Unjust enrichment is a legal term in English and U.S. law and in several other jurisdictions denoting a particular type of causative event in which one party is unjustly enriched at the expense of another, and an obligation to make restitution arises, regardless of liability for wrongdoing.

Overview[edit | edit source]

Courts appear to be split on whether there is an independent cause of action for unjust enrichment.[1] One view is that unjust enrichment is not a cause of action, or even a remedy, but rather a general principle, underlying various legal doctrines and remedies.[2] In McBride, the court construed a “purported” unjust enrichment claim as a cause of action seeking restitution.[3] There are at least two potential bases for a cause of action seeking restitution: (1) an alternative to breach of contract damages when the parties had a contract which was procured by fraud or is unenforceable for some reason; and (2) where the defendant obtained a benefit from the plaintiff by fraud, duress, conversion, or similar conduct and the plaintiff chooses not to sue in tort but to seek restitution on a quasi-contract theory.[4] In the latter case, the law implies a contract, or quasi-contract, without regard to the parties' intent, to avoid unjust enrichment.[5]

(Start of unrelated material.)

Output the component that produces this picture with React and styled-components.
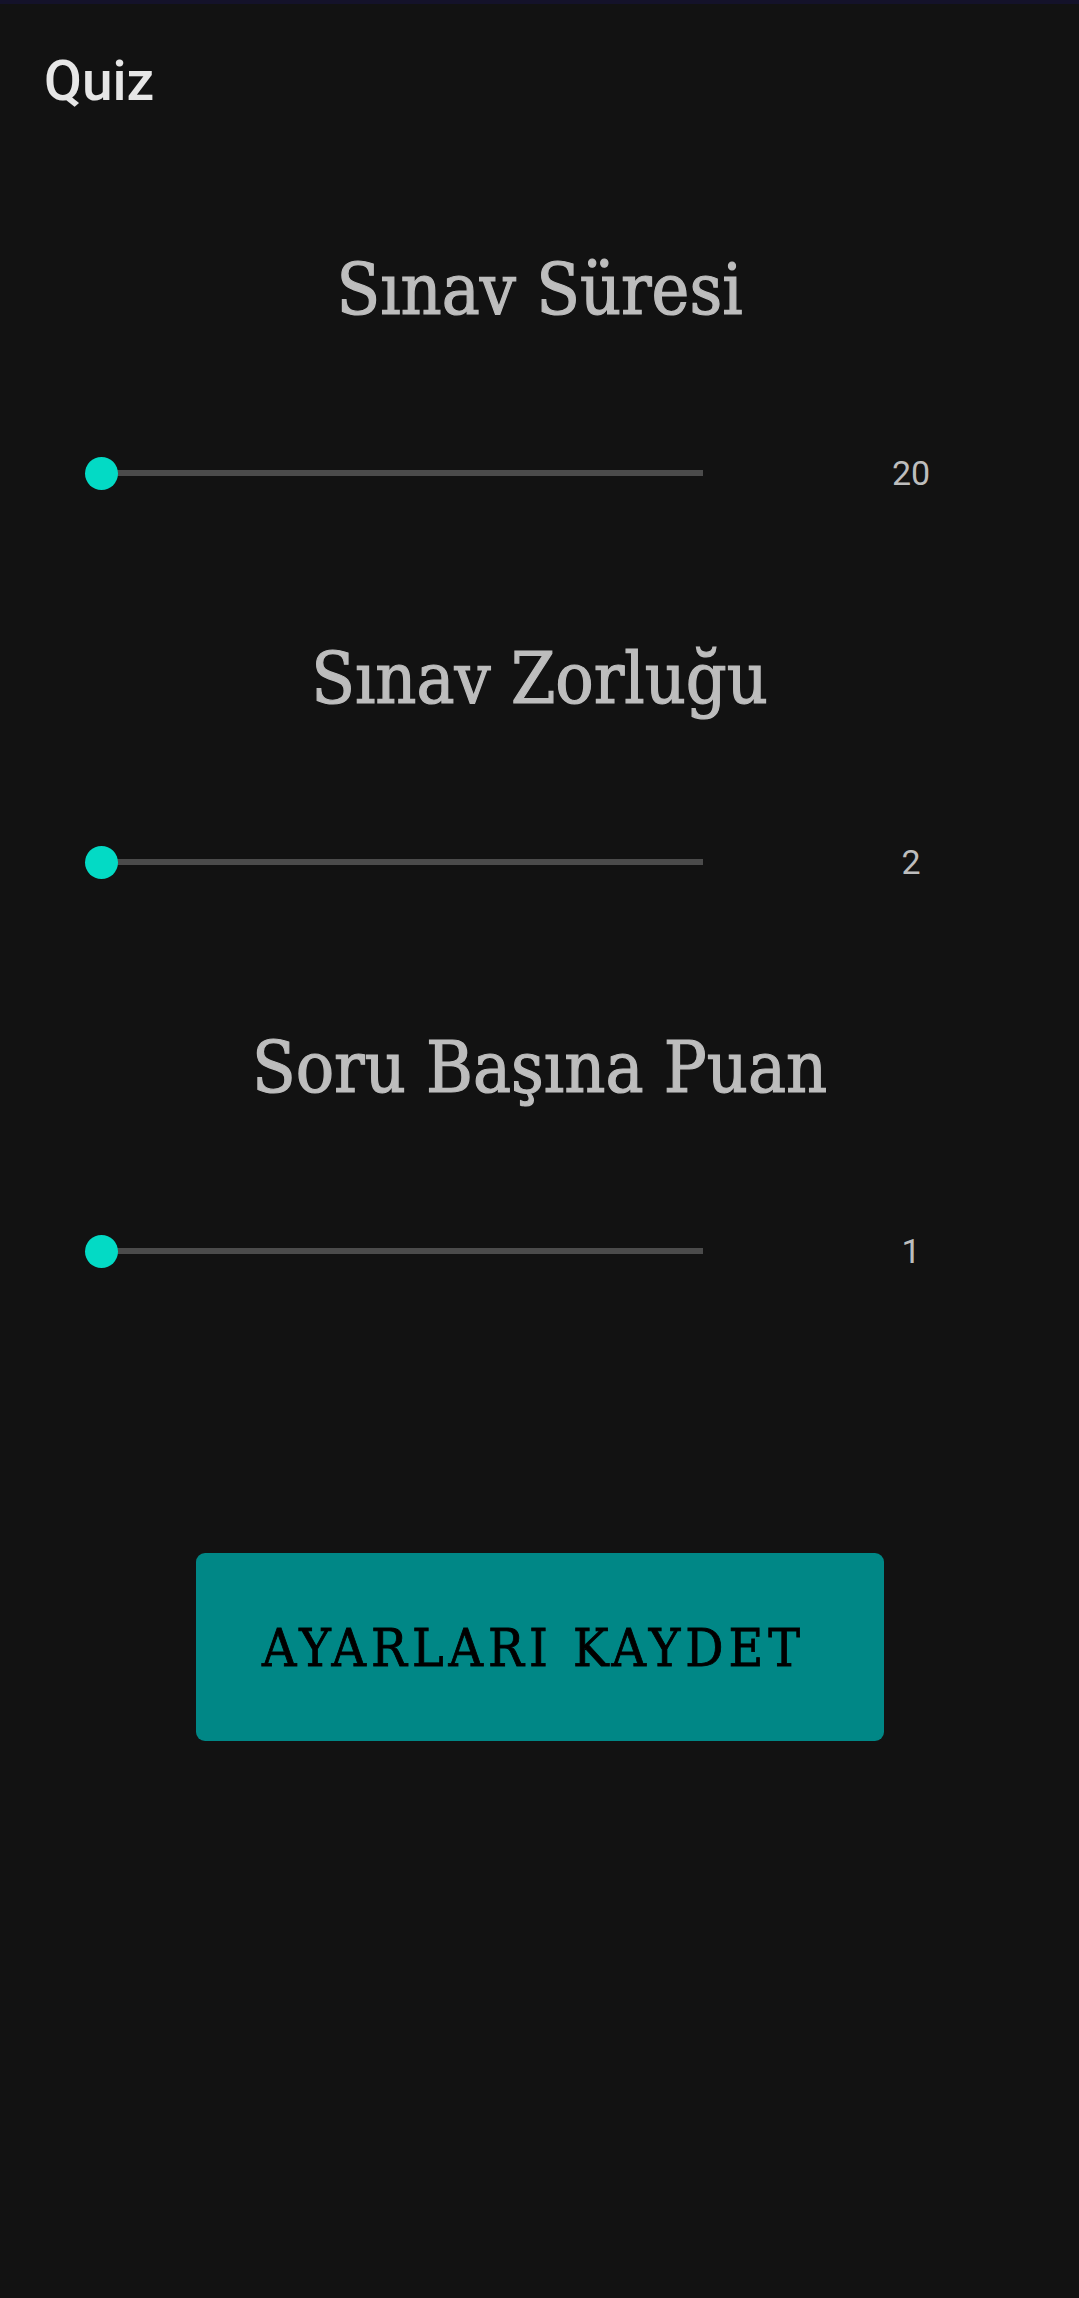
import React from "react";
import styled, { createGlobalStyle } from "styled-components";

const Global = createGlobalStyle`
  html, body { margin: 0; padding: 0; background: #121212; }
  body { font-family: Roboto, "Noto Sans", sans-serif; }
`;

const Screen = styled.div`
  width: 1079px;
  min-height: 2298px;
  background: #121212;
  display: flex;
  flex-direction: column;
`;

const StatusStrip = styled.div`
  height: 4px;
  background: #14122a;
`;

const AppBar = styled.header`
  height: 154px;
  display: flex;
  align-items: center;
  padding-left: 44px;
`;

const Title = styled.h1`
  margin: 0;
  font-family: Roboto, sans-serif;
  font-weight: 500;
  font-size: 55px;
  color: #e6e6e6;
`;

const Content = styled.main`
  display: flex;
  flex-direction: column;
  padding-top: 82px;
  gap: 126px;
`;

const Section = styled.section`
  display: flex;
  flex-direction: column;
  gap: 103px;
`;

const Heading = styled.h2`
  margin: 0;
  height: 100px;
  line-height: 100px;
  text-align: center;
  font-family: "DejaVu Serif Condensed", "DejaVu Serif", serif;
  font-stretch: condensed;
  font-weight: normal;
  font-size: 71px;
  color: #bdbdbd;
  -webkit-text-stroke: 1.2px #bdbdbd;
`;

const SliderRow = styled.div`
  height: 60px;
  display: flex;
  align-items: center;
  padding: 0 48px 0 85px;
`;

const SliderBox = styled.div`
  position: relative;
  flex: 0 0 634px;
  height: 33px;
  display: flex;
  align-items: center;
  padding: 0 16.5px;
  box-sizing: border-box;
`;

const Track = styled.div`
  flex: 1;
  height: 6px;
  background: #4b4b4b;
`;

const Thumb = styled.div`
  position: absolute;
  top: 0;
  width: 33px;
  height: 33px;
  border-radius: 50%;
  background: #03dac5;
`;

const Value = styled.span`
  margin-left: auto;
  width: 240px;
  text-align: center;
  font-family: Roboto, sans-serif;
  font-size: 34px;
  color: #bdbdbd;
`;

const ButtonWrap = styled.div`
  display: flex;
  justify-content: center;
  padding-top: 272px;
`;

const SaveButton = styled.button`
  width: 688px;
  height: 188px;
  border: none;
  border-radius: 9px;
  background: #008786;
  color: #000;
  font-family: "DejaVu Serif Condensed", "DejaVu Serif", serif;
  font-stretch: condensed;
  font-size: 53px;
  letter-spacing: 5px;
  -webkit-text-stroke: 0.8px #000;
  padding: 0 12px 0 0;
  display: flex;
  align-items: center;
  justify-content: center;
`;

const settings = [
  { label: "Sınav Süresi", value: 20, pct: 0 },
  { label: "Sınav Zorluğu", value: 2, pct: 0 },
  { label: "Soru Başına Puan", value: 1, pct: 0 },
];

function Slider({ pct }) {
  return (
    <SliderBox>
      <Track />
      <Thumb style={{ left: `${pct * (634 - 33)}px` }} />
    </SliderBox>
  );
}

export default function App() {
  return (
    <>
      <Global />
      <Screen>
        <StatusStrip />
        <AppBar>
          <Title>Quiz</Title>
        </AppBar>
        <Content>
          {settings.map((s) => (
            <Section key={s.label}>
              <Heading>{s.label}</Heading>
              <SliderRow>
                <Slider pct={s.pct} />
                <Value>{s.value}</Value>
              </SliderRow>
            </Section>
          ))}
        </Content>
        <ButtonWrap>
          <SaveButton>AYARLARI KAYDET</SaveButton>
        </ButtonWrap>
      </Screen>
    </>
  );
}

Another view is that a cause of action for unjust enrichment exists and its elements are receipt of a benefit and unjust retention of the benefit at the expense of another.[6]

References[edit | edit source]

  1. Baggett v. Hewlett-Packard Co., 582 F.Supp.2d 1261, 1270-71 (C.D. Cal. 2007) (full-text) (applying California law).
  2. McBride v. Boughton, 123 Cal.App.4th 379, 387, 20 Cal.Rptr.3d 115 (2004) (full-text).
  3. Id.
  4. Id. at 388, 20 Cal.Rptr.3d at 115.
  5. Id.
  6. Lectrodryer v. SeoulBank, 77 Cal.App.4th 723, 726, 91 Cal.Rptr.2d 881 (2000) (full-text); First Nationwide Savings v. Perry, 11 Cal.App.4th 1657, 1662-63, 15 Cal.Rptr.2d 173 (1992) (full-text).